**The task**. All lines in the data bearing the string "styles" should be identified and copied.

**Available data**.
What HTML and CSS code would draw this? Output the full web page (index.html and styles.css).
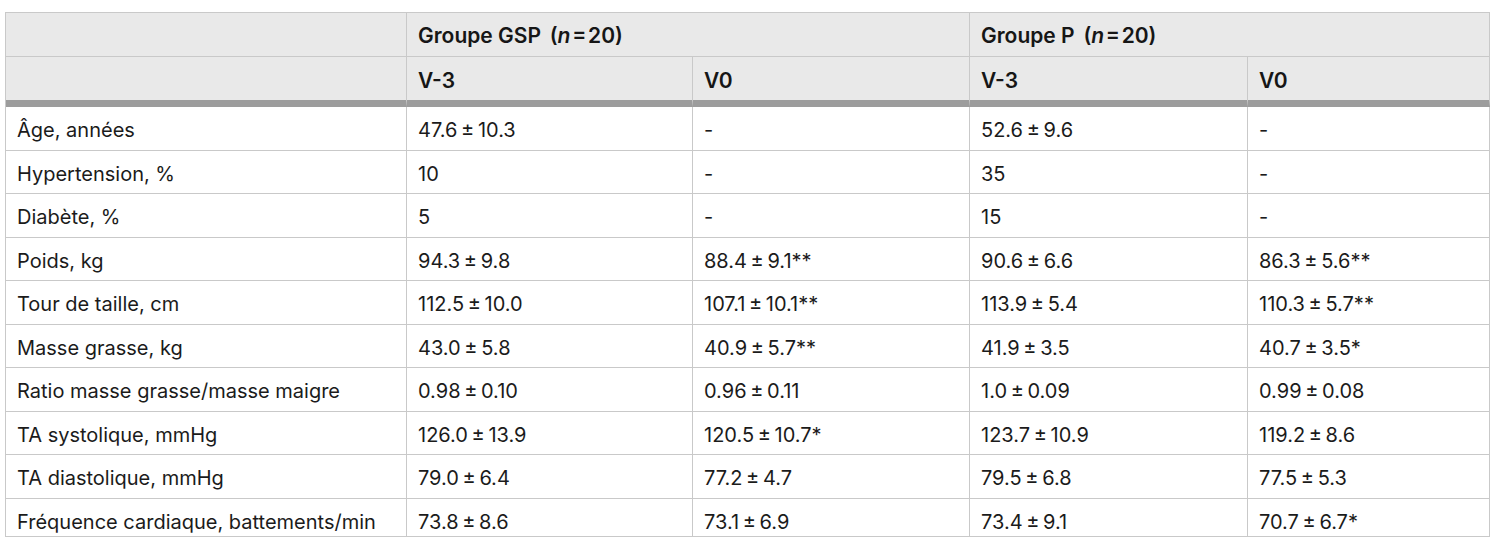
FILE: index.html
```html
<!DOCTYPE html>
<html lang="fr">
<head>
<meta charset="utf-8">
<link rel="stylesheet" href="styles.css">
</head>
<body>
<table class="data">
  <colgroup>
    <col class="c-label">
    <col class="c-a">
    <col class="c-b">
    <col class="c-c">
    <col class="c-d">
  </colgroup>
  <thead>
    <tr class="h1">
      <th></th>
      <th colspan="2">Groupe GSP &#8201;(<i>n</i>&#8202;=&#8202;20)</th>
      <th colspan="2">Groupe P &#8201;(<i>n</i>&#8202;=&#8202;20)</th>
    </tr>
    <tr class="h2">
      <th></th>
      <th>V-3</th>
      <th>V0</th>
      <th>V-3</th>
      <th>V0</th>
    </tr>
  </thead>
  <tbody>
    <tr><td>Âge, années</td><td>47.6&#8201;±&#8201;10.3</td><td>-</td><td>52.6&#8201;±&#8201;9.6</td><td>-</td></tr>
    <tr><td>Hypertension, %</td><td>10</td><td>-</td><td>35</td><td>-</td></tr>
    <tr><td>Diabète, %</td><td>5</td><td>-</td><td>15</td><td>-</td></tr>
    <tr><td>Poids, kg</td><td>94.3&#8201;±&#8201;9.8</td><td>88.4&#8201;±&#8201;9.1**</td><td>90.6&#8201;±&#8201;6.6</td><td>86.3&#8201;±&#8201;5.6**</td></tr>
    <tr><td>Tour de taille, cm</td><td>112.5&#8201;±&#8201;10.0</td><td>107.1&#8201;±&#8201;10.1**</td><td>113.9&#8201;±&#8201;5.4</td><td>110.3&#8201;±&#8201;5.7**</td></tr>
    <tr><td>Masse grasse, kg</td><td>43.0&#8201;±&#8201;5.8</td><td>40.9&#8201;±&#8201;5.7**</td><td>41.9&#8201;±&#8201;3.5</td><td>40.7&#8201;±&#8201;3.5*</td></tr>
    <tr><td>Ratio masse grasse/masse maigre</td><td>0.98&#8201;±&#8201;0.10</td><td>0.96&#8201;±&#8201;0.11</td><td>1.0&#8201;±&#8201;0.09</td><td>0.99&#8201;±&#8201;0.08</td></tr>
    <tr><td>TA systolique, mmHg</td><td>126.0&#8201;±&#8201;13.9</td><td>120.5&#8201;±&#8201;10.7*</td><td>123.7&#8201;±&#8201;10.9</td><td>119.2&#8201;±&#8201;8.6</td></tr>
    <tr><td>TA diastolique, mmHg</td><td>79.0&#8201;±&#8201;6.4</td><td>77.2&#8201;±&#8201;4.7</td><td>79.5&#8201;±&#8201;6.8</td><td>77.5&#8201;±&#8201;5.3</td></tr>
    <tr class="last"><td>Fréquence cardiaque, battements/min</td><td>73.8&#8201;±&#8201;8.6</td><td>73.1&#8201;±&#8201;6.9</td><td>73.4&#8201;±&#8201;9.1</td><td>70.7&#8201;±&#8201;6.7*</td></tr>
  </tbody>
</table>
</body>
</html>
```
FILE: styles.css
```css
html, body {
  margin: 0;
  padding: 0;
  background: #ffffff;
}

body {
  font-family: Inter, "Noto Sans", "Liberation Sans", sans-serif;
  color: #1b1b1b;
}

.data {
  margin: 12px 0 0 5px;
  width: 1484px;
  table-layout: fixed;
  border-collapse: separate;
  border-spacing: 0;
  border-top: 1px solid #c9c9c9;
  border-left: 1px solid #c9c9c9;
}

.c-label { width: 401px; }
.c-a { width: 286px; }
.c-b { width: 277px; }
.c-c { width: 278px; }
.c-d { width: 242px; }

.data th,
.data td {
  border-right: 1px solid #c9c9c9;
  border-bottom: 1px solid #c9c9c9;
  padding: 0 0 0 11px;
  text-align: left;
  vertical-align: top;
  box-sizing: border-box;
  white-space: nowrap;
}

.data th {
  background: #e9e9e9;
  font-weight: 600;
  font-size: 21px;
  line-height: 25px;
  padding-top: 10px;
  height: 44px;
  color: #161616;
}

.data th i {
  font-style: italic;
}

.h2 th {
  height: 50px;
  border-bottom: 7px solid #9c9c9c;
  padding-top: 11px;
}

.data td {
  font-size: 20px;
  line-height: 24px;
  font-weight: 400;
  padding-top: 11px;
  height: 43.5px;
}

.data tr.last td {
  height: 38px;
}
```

**Result for this exercise**.
What HTML and CSS code would draw this? Output the full web page (index.html and styles.css).
<link rel="stylesheet" href="styles.css">
FILE: styles.css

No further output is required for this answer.